Dans son laboratoire, la préparation du pain met environ six heures, en comptant les nombreux temps de repos de la pâte : mélange du levain, de l'eau, de la farine et du sel dans un pétrin, rabattage de la pâte à l'aide d'une "corne" pour lui donner de la force, façonnage à la main des futurs pains.

- Pas d'horaires impossibles -

Environ 80 boules de 500 grammes ou d'un kilo sont ensuite déposées dans un four à bois traditionnel, en briques, attenant au laboratoire.

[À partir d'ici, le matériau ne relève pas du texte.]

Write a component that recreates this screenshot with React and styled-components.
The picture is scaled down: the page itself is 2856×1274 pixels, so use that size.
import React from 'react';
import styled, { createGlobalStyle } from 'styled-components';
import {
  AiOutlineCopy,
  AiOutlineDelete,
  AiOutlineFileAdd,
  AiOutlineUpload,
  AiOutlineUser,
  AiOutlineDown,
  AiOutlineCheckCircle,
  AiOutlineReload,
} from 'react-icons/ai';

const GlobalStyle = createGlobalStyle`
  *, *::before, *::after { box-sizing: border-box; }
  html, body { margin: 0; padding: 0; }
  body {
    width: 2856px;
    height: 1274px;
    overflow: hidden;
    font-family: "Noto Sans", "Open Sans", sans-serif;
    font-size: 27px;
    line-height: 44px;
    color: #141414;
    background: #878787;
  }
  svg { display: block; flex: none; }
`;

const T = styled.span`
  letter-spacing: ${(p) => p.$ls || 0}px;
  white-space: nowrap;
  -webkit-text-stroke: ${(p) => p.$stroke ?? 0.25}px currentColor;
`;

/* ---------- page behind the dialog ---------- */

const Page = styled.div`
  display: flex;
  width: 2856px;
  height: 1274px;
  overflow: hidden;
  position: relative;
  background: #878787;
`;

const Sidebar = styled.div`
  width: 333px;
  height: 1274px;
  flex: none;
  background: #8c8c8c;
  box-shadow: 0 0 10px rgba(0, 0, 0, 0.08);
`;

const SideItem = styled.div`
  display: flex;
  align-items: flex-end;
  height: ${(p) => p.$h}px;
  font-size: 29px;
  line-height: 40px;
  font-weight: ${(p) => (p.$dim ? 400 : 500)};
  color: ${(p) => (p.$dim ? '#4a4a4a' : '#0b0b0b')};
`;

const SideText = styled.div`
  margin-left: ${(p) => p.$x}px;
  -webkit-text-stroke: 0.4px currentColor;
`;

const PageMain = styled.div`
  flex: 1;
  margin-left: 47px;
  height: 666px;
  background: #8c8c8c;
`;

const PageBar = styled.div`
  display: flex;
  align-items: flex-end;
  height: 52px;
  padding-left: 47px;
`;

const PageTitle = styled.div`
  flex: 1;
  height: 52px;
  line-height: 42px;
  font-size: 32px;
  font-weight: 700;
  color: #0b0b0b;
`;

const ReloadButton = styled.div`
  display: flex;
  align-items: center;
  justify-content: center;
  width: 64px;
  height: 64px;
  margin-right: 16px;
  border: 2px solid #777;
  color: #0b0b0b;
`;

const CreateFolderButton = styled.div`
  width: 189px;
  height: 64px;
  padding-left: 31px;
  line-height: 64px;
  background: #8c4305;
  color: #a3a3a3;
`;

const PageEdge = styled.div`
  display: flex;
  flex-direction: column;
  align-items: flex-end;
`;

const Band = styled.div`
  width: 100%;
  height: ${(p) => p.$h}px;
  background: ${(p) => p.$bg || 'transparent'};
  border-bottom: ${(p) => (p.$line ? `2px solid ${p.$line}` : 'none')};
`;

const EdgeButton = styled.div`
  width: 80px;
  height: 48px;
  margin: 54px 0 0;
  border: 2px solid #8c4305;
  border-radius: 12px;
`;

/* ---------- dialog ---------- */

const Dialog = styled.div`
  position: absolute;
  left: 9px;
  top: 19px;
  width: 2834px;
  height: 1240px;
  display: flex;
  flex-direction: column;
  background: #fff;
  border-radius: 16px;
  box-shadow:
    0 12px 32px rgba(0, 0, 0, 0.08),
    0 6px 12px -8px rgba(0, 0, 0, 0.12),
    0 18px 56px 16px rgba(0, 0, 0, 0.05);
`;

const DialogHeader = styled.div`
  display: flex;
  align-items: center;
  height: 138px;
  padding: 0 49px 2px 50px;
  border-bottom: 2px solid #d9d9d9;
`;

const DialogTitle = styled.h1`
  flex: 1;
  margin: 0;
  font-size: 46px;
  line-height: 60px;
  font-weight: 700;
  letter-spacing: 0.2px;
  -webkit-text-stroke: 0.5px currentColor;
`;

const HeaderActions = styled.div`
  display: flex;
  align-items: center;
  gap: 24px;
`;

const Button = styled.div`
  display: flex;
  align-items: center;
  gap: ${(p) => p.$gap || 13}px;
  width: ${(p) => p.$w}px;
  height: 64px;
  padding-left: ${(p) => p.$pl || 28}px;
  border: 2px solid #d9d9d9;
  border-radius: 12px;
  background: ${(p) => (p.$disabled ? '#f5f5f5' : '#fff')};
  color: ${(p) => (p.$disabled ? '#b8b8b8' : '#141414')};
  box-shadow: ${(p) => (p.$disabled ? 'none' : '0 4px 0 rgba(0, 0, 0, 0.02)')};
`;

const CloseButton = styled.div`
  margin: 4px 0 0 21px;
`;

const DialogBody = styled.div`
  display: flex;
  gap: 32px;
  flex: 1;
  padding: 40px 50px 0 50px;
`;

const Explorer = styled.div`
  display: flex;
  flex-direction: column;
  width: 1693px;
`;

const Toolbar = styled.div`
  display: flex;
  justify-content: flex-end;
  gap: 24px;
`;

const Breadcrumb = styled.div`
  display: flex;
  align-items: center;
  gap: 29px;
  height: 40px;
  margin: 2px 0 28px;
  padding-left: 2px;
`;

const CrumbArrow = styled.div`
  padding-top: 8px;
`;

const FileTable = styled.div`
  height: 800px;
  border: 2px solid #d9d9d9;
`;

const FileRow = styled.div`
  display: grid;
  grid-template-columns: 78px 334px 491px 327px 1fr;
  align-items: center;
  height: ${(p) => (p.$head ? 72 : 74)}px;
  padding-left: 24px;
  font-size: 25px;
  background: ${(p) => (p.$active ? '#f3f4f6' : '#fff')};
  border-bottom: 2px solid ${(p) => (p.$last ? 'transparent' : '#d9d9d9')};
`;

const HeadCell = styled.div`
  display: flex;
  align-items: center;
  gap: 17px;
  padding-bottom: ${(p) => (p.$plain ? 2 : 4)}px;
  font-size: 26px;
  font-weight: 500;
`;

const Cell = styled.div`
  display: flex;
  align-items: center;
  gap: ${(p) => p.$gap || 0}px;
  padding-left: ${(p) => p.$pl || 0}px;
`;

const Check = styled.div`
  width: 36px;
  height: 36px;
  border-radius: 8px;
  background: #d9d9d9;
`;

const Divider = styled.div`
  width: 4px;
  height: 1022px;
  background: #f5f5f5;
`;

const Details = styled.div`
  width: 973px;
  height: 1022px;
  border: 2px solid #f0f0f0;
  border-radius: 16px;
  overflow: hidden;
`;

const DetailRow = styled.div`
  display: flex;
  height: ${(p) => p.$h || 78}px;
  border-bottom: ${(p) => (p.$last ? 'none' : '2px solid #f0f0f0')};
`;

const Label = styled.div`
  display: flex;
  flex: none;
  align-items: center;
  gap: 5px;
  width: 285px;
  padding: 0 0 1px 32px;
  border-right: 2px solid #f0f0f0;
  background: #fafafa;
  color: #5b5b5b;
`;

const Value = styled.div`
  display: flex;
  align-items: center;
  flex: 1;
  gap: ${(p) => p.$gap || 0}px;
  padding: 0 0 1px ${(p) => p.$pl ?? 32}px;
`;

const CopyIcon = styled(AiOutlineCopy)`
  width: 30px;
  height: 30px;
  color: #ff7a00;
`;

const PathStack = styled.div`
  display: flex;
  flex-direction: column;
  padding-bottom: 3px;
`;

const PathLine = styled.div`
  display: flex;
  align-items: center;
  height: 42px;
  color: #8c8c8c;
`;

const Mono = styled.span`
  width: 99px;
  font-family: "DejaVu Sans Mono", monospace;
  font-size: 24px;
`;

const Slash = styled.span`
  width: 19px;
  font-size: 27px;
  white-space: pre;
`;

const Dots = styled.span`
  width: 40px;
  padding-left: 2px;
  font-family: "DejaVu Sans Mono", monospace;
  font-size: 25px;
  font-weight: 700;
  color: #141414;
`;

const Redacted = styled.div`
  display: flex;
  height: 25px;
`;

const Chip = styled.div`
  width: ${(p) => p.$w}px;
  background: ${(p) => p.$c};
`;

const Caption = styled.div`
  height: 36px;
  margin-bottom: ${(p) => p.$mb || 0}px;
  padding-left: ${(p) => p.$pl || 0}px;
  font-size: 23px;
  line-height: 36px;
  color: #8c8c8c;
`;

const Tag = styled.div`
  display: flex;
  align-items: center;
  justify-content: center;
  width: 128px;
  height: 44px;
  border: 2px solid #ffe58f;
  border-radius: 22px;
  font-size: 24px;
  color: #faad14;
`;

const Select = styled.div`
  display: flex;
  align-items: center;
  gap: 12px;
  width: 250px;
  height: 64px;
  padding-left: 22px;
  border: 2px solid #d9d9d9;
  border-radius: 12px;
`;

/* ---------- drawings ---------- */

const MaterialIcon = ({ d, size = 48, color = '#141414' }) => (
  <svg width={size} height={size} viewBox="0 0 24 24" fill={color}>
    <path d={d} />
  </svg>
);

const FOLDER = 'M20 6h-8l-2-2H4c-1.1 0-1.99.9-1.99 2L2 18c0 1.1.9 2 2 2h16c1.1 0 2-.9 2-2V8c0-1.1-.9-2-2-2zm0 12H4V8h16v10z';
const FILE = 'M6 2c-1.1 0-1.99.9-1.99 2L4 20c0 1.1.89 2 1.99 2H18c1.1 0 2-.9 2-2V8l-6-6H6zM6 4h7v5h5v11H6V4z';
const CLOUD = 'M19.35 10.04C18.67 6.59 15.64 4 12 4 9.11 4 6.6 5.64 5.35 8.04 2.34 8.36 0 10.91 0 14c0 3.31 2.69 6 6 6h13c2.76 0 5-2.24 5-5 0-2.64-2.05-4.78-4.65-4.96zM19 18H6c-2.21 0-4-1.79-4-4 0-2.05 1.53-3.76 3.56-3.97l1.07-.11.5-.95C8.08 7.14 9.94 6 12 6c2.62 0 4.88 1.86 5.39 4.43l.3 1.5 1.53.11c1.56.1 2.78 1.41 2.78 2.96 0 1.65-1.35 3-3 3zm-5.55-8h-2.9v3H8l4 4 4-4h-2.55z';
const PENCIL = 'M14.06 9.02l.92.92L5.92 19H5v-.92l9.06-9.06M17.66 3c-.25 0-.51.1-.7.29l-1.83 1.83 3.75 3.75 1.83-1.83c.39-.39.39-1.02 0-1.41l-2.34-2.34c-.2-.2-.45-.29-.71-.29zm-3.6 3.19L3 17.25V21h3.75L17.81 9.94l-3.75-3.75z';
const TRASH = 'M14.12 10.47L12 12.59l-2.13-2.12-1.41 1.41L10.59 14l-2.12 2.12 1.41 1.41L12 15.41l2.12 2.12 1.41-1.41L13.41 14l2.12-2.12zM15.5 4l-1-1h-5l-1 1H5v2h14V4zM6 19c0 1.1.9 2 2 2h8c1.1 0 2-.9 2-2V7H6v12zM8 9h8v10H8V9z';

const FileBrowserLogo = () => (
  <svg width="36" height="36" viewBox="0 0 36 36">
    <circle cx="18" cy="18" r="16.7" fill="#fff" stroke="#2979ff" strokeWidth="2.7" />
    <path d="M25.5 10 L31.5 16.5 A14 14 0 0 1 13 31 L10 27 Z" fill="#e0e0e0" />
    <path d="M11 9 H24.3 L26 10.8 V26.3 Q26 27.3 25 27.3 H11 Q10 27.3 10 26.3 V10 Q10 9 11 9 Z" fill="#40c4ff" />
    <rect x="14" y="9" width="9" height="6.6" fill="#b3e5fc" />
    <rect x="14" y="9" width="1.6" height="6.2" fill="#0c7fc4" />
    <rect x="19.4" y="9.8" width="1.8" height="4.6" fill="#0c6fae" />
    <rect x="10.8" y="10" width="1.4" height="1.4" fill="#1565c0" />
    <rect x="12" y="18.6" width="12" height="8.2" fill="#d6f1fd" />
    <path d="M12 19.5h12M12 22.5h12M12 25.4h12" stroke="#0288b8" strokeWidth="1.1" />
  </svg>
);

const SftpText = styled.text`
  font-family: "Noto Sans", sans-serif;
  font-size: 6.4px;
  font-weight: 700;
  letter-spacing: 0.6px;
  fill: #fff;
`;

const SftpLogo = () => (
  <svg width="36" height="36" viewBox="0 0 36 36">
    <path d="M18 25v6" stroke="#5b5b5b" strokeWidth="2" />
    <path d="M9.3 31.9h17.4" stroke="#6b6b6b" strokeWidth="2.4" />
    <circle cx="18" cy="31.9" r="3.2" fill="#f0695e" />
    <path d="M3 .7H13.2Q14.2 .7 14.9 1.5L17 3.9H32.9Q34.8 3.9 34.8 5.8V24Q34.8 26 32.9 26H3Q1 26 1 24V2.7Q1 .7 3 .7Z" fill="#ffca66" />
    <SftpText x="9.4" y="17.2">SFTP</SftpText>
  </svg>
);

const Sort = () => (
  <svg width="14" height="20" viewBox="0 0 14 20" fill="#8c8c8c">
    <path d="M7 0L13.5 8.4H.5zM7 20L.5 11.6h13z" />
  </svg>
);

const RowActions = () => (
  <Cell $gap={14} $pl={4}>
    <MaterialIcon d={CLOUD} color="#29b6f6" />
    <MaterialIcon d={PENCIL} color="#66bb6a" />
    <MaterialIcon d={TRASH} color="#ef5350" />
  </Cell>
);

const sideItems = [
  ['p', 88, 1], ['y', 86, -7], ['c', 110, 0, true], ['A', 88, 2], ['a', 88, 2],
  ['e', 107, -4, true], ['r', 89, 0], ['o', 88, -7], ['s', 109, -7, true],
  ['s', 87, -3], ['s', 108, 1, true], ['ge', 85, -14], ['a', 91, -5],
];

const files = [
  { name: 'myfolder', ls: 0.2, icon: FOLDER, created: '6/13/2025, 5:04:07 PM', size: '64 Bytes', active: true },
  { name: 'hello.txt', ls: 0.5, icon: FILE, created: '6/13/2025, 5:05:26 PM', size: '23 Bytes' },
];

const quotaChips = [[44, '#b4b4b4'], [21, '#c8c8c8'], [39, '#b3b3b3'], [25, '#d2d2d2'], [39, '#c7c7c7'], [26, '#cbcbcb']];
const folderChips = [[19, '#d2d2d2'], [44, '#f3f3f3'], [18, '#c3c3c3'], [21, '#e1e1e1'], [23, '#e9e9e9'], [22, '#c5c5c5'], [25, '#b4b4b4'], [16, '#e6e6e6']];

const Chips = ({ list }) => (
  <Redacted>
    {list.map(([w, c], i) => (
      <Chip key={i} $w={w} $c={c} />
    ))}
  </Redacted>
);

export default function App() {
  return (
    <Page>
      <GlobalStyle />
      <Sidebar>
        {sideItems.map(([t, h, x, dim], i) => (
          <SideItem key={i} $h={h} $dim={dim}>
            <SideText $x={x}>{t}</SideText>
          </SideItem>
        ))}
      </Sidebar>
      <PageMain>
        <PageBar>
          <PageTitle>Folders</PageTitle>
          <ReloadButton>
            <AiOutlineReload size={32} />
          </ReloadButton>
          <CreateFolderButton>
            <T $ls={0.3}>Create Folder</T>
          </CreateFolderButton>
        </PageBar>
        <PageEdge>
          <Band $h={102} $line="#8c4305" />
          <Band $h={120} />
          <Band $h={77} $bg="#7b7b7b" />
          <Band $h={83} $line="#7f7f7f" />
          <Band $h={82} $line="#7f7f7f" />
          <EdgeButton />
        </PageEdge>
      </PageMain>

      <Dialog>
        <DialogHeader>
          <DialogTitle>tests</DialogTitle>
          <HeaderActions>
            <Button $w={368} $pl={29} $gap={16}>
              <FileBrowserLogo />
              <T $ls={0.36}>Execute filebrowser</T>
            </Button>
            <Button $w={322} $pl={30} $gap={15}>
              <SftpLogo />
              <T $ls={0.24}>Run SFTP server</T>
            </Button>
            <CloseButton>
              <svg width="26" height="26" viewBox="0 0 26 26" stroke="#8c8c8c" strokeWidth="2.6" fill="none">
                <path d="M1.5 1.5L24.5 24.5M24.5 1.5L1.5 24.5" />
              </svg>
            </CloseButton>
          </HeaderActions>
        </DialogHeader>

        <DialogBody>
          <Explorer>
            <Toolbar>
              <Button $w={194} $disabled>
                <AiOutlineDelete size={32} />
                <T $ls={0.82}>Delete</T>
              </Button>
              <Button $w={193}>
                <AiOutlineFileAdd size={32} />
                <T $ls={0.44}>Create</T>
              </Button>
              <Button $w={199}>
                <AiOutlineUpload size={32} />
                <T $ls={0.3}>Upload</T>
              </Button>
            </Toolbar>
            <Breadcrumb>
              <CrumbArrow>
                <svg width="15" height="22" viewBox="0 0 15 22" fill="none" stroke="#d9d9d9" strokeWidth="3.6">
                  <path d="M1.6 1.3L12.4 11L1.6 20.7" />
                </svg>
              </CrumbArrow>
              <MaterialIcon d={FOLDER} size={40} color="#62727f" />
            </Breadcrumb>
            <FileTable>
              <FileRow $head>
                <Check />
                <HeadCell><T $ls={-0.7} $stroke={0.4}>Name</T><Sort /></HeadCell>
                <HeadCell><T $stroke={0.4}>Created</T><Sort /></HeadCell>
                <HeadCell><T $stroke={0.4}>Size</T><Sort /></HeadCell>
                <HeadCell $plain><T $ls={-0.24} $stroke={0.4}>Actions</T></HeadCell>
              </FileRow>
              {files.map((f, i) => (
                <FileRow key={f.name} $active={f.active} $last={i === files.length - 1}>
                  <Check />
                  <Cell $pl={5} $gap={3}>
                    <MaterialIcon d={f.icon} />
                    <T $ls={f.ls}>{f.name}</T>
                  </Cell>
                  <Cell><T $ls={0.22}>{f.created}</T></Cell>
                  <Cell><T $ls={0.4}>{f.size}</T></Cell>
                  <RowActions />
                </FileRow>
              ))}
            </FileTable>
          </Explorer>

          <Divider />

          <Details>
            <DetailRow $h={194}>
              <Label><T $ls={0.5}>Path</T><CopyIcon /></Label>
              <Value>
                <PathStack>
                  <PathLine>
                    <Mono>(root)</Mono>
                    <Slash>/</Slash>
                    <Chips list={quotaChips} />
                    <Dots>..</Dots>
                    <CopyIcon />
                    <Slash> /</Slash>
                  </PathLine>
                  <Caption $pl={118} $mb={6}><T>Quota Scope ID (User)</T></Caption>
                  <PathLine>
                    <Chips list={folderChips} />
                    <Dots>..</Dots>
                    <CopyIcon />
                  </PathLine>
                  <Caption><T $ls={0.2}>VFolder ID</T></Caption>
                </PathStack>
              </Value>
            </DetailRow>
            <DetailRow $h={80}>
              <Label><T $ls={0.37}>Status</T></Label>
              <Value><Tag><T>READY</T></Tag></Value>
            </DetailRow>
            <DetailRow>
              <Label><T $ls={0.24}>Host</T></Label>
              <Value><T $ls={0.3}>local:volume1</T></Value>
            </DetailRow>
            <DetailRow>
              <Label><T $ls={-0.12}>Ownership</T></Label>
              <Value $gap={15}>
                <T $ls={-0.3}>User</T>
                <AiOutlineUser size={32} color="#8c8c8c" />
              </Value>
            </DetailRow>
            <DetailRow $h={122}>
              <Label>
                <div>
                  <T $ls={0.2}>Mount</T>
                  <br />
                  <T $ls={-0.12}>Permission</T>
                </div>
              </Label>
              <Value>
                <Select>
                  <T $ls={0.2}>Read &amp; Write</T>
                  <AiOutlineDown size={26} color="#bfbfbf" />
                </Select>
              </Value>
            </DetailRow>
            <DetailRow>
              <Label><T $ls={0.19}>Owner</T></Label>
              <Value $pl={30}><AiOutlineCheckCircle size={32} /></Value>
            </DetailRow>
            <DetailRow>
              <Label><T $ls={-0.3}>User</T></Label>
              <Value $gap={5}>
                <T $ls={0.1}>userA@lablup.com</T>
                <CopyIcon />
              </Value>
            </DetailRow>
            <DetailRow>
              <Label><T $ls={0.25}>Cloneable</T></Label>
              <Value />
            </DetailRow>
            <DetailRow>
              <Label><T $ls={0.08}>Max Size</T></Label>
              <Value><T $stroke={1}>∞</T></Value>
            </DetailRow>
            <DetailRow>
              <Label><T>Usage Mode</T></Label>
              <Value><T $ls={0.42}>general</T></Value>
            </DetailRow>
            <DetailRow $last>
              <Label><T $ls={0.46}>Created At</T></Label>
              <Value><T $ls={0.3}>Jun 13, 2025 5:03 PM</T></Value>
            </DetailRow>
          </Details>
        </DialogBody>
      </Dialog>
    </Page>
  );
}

Il est alimenté par du bois coupé sur sa propre exploitation.

La cuisson dure environ une heure, surveillée de près par le boulanger. A leur sortie, les pains vont refroidir sur un chariot en émettant le son d'un feu qui crépite (on appelle cela "ressuyer").

Ils seront ensuite mis en vente 4,90 euros le kilo à la ferme et dans plusieurs circuits (marché, restaurant, Amap...). "Je gagne largement ce qu'il faut sans avoir des horaires impossibles puisque je n'allume le four que trois jours par semaine", commente celui dont la production hebdomadaire est d'environ 400 pains.

Depuis peu, il partage son laboratoire et son fournil avec deux autres paysans-boulangers fraîchement formés.

"J'avais envie d'un métier utile et qui ait du sens", explique Gaël Letilly, 41 ans, auparavant acheteur dans l'aéronautique. "C'est assez magique, car on a beau répéter les mêmes gestes, aucune fournée ne ressemble à une autre."

Même satisfaction chez son collègue Jean-Marc Etienne, 45 ans, ancien manipulateur radio. "J'ai commencé à vendre mon pain depuis trois mois et la clientèle est au rendez-vous", salue-t-il.

"Il y a un vrai potentiel de développement", commente Philippe Grandjouan. "Mais au-delà de l'engouement des consommateurs pour des produits sains, il faudrait une vraie volonté politique d'aide à l'installation..."

Commentaires

Justin

13 tonnes de blé sur 6.5 hectares soit ~2t/ha quand en temps normal on peut produire 7t/ha...

Si tout le monde fait ça il faudrait donc plus de 3x plus de surface à cultiver.... tant pis pour la biodiversité et les forêts...

Justin

Même un champs "Bio" est un désert de biodiversité.
Le mieux est de faire le minimum de surface agricole pour laisser un peu de place à la biodiversité.

tata

Les maxi rendements ne peuvent pas durer dans le temps, c'est une illusion de penser le contraire. Ces terres sont archi dopées et sur exploitées pour au final, ne plus pouvoir rien cultiver dessus dans quelques années ou décennies car trop polluées... Allez en toucher un mot à nos amis antillais et parlez leur du chlordécone.
L'effondrement de la biodiversité n'est pas concomitante avec l'apparition de la bio mais bien de la culture intensive ;)

tata

Avant de faire des jugements à l'emporte pièce, avez vous une idée du terroir dans lequel sont semés ces variétés bios de blés anciens ??? Soyons sérieux et comparons ce qui est comparable !
Quelle manie et obstination de devoir toujours produire plus ! Cela mène l'agriculture à sa perte en épuisant les sols avec la nécessaire obligation d'utiliser produits phytosanitaires, engrais, biocides et compagnie... Mangeons moins, mangeons mieux !

Justin

Moins de rendement = plus de surface au dépend de la nature (si on mange moins, l'effet sera encore plus flagrant!)